Ради сына и жены вечером собрали вещи и 5 апреля выехали. Шли лазейками. Солдаты ДНР и другие жители подсказывали, куда идти, говорили: «Здесь сегодня стреляют, вы немножко левее возьмите». Ехали на велосипедах. На машинах никто не передвигался, их обстреливали. В городе было два колодца, люди ходили к ним. Дорога к одному из них вся была в воронках от снарядов. Мы видели тела четверых человек, которым не повезло.

Ольга

24 февраля утром мы собирались в школу. Моего сына зовут Кирилл, ему 13 лет, учится в шестом классе. Никакого нагнетания не было, никаких особых разговоров. Мы не слышали выстрелов. В 7:15 пришло сообщение: «В связи с происходящим в школу сегодня не идём. Ждём дальнейших распоряжений». Мы подумали, что это очередные пугалки, и сели смотреть фильм.

Быт после начала боевых действий был таким: дом — под пулями, готовка — под пулями, дрова собрать — под пулями. Мы так решили: если сейчас стреляет где-то рядом, то потом через какое-то время можно будет выйти на улицу.

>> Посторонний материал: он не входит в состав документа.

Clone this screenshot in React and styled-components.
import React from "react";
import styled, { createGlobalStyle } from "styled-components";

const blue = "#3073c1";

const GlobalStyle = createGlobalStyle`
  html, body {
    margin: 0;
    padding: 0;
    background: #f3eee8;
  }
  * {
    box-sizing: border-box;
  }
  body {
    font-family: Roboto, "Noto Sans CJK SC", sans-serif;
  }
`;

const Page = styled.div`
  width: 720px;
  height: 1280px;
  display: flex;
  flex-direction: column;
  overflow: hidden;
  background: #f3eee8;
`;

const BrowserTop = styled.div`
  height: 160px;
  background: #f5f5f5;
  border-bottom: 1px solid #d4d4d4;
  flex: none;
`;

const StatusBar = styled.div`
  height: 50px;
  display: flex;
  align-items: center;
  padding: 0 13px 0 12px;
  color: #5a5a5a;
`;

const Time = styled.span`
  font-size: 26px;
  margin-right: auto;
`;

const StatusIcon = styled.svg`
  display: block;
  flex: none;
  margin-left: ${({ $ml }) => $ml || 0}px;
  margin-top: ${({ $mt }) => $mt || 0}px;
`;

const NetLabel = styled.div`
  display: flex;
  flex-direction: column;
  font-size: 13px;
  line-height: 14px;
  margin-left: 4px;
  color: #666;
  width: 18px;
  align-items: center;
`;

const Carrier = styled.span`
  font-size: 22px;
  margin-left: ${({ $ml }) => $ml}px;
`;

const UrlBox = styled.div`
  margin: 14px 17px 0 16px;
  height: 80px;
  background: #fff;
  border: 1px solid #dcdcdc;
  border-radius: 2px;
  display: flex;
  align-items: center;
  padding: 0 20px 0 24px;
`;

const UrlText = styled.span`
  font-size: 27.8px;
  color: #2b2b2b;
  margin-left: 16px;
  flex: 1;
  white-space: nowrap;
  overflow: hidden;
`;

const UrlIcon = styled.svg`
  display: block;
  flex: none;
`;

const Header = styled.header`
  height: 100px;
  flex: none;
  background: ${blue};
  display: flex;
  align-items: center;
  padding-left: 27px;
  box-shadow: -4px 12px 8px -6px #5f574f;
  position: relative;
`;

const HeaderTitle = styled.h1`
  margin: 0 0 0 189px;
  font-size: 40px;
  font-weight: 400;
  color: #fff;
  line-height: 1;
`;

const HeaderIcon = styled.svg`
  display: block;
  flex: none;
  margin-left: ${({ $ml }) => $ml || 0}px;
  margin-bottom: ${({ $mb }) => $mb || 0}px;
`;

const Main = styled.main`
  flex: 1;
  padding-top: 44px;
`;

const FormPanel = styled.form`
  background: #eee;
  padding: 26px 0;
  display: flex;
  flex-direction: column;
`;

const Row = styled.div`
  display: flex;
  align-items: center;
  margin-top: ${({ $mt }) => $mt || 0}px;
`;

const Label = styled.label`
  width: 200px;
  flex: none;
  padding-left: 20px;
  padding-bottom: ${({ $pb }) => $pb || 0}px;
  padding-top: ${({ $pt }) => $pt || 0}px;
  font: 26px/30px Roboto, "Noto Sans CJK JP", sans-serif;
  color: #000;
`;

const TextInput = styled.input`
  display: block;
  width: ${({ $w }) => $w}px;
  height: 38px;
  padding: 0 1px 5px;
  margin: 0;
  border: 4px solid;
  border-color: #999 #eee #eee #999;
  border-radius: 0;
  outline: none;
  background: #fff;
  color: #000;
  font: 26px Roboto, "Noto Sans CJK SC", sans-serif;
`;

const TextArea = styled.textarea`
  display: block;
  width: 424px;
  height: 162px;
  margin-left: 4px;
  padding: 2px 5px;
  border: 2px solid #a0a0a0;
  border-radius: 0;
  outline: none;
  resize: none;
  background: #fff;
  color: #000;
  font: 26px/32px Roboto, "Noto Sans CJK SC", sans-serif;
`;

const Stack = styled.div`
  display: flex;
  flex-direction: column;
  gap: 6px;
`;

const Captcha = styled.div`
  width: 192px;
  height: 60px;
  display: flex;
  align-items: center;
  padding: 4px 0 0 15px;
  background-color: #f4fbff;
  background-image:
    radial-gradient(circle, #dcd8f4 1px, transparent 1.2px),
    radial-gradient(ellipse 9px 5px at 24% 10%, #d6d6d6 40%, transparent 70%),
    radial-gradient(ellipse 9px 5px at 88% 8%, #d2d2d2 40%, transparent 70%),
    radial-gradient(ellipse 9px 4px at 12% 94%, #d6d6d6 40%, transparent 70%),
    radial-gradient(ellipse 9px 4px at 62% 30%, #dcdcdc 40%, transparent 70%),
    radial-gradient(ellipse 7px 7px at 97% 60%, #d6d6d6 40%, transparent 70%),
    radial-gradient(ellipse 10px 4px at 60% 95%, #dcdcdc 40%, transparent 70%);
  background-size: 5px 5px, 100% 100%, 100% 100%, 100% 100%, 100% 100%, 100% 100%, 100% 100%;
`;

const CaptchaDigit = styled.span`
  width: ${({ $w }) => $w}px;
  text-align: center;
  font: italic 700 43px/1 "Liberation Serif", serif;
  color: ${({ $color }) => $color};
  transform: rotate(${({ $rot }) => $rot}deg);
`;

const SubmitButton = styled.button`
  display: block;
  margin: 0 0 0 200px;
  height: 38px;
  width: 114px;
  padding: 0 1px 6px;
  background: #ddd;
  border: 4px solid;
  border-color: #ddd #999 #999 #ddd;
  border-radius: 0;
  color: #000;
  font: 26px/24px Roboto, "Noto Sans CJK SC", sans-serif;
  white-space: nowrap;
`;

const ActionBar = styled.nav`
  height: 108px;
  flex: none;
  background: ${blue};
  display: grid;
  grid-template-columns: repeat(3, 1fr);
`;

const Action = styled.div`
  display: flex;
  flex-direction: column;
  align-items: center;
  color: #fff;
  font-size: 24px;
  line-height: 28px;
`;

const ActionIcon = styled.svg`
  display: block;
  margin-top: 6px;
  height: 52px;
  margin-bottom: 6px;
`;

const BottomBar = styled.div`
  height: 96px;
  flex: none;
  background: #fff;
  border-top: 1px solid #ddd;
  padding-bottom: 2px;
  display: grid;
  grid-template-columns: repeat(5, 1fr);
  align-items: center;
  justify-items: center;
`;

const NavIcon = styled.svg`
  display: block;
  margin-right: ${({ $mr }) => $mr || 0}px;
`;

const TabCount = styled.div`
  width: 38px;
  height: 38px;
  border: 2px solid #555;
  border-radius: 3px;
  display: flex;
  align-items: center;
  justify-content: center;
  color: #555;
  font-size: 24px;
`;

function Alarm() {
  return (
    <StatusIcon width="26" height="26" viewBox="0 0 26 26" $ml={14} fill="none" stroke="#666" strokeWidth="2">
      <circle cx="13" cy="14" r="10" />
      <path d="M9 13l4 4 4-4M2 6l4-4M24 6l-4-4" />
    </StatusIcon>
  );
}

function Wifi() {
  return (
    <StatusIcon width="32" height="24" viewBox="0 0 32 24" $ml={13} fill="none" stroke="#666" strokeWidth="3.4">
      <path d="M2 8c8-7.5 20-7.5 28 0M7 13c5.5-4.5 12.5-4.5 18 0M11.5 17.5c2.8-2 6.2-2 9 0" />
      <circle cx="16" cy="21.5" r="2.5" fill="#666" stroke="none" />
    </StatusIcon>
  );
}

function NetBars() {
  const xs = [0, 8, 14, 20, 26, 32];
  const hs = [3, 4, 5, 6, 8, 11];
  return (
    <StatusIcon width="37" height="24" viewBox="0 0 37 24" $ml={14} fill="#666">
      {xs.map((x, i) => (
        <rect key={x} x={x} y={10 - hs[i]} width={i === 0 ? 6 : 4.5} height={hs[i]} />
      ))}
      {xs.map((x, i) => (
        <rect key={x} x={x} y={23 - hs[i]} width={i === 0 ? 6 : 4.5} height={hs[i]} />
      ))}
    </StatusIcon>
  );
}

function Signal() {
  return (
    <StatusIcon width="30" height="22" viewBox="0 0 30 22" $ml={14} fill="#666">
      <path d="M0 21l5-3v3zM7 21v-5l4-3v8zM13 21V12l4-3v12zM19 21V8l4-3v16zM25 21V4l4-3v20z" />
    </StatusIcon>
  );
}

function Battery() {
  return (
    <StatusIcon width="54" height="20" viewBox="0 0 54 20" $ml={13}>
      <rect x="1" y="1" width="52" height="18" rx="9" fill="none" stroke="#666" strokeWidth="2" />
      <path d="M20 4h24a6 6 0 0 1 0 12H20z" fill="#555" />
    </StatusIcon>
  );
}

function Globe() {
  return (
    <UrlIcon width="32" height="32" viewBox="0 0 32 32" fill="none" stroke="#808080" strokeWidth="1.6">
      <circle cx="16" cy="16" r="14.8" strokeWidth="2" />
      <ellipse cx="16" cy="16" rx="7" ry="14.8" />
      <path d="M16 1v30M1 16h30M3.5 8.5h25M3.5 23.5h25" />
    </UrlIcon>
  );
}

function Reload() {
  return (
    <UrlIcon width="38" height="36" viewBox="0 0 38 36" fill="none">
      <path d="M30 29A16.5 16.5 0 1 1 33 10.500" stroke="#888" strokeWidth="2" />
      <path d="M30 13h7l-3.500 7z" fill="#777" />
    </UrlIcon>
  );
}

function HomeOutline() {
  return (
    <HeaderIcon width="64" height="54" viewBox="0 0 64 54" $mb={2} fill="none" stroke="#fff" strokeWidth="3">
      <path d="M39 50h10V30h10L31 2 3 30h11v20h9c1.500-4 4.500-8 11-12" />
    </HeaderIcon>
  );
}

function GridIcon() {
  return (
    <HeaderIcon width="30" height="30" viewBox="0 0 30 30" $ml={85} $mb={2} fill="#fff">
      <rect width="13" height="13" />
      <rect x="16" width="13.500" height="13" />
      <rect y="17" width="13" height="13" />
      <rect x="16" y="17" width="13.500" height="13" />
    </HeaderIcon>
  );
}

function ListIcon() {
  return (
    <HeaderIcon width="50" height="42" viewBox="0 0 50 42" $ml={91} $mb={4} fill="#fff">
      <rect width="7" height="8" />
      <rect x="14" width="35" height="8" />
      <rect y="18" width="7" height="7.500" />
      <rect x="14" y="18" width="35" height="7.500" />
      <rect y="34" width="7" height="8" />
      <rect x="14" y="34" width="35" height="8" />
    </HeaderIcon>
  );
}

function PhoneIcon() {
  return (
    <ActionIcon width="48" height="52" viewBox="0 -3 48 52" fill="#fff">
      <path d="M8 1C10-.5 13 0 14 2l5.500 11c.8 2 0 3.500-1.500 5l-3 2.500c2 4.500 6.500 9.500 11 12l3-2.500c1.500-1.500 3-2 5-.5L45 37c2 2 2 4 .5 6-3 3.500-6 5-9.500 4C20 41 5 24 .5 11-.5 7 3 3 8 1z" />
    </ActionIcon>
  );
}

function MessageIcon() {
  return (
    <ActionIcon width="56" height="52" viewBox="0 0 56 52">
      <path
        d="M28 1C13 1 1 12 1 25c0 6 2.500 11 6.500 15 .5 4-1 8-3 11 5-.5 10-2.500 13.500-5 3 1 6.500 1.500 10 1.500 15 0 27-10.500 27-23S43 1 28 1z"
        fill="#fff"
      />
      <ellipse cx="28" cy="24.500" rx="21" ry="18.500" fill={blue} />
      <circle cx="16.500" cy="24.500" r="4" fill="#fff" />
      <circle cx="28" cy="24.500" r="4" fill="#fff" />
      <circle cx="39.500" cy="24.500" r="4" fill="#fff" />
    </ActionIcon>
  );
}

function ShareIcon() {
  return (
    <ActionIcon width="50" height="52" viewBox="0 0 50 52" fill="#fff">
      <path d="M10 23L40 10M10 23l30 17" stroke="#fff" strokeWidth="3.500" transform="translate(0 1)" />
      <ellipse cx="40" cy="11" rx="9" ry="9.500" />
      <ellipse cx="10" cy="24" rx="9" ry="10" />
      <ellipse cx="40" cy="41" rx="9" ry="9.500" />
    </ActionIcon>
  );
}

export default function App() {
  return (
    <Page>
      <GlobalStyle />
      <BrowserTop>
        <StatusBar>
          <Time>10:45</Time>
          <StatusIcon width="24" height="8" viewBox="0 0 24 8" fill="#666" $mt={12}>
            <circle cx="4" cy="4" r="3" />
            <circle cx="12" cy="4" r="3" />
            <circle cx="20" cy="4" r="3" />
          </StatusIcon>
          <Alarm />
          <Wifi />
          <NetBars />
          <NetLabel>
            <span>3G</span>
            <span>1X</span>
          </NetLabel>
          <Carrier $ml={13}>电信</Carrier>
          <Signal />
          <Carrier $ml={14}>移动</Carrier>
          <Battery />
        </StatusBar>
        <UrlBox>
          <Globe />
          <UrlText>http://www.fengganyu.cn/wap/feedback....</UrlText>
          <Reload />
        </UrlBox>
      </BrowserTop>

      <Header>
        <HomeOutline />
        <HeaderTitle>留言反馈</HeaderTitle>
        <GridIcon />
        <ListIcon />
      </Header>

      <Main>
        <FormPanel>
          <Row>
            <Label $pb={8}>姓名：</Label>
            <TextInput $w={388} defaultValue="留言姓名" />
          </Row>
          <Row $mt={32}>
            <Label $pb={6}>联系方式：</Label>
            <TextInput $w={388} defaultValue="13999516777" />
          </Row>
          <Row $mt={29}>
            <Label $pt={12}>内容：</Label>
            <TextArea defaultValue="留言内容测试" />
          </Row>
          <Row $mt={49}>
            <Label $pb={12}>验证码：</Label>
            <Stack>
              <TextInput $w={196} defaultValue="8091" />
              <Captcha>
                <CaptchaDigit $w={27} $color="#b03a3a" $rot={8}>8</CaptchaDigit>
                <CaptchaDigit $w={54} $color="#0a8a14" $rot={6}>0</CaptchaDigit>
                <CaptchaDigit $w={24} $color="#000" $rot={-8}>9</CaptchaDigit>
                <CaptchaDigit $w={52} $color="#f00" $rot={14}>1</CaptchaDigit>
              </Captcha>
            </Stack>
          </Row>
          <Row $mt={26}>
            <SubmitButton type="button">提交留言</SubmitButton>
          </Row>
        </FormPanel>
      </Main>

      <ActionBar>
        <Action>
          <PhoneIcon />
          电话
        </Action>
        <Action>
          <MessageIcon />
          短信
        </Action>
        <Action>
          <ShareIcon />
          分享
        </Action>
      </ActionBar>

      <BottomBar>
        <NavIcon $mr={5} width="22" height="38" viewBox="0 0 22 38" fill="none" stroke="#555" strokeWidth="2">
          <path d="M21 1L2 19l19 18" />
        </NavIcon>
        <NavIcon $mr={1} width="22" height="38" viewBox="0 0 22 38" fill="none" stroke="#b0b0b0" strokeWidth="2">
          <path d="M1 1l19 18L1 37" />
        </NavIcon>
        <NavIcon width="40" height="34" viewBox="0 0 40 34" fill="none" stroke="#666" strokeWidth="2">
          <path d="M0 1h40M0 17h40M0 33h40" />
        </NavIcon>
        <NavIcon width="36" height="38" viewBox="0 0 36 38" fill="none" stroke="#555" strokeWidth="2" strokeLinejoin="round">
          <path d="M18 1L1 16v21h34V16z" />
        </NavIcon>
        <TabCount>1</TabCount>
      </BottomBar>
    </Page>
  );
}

Было ощущение постоянного ужаса. 7 апреля вместе с собакой и кошкой мы ушли. Шли километров десять. Начинается обстрел — мы прячемся в близлежащий подъезд. Вроде, успокоилось — до следующего подъезда. Сын нёс кошку, обняв. Кошка молчала, собаке было всё равно. Вопрос, брать или не брать животных, не стоял, их некому было оставить. Ну, и как иначе? Это же семья.

Мы видели трупы по пути. Кто-то был накрыт, кто-то нет. Я сказала сыну, чтобы он по сторонам не смотрел. Город — руины, дома сожжены.

Только когда села в поезд, появились первые слёзы за это время. Мысли были: «Фух, мы выбрались». Я потеряла родителей. Их дом раздолбанный, обгоревший, мне об этом рассказали соседи. Родители старенькие, не думаю, что они куда-то побежали. Надежды на то, что они живы, нет никакой. Идти к ним было опасно. Связи нет со второго числа. Я холодным умом к этому подошла, поняла, что если бы я раскисла — раскис бы и ребёнок.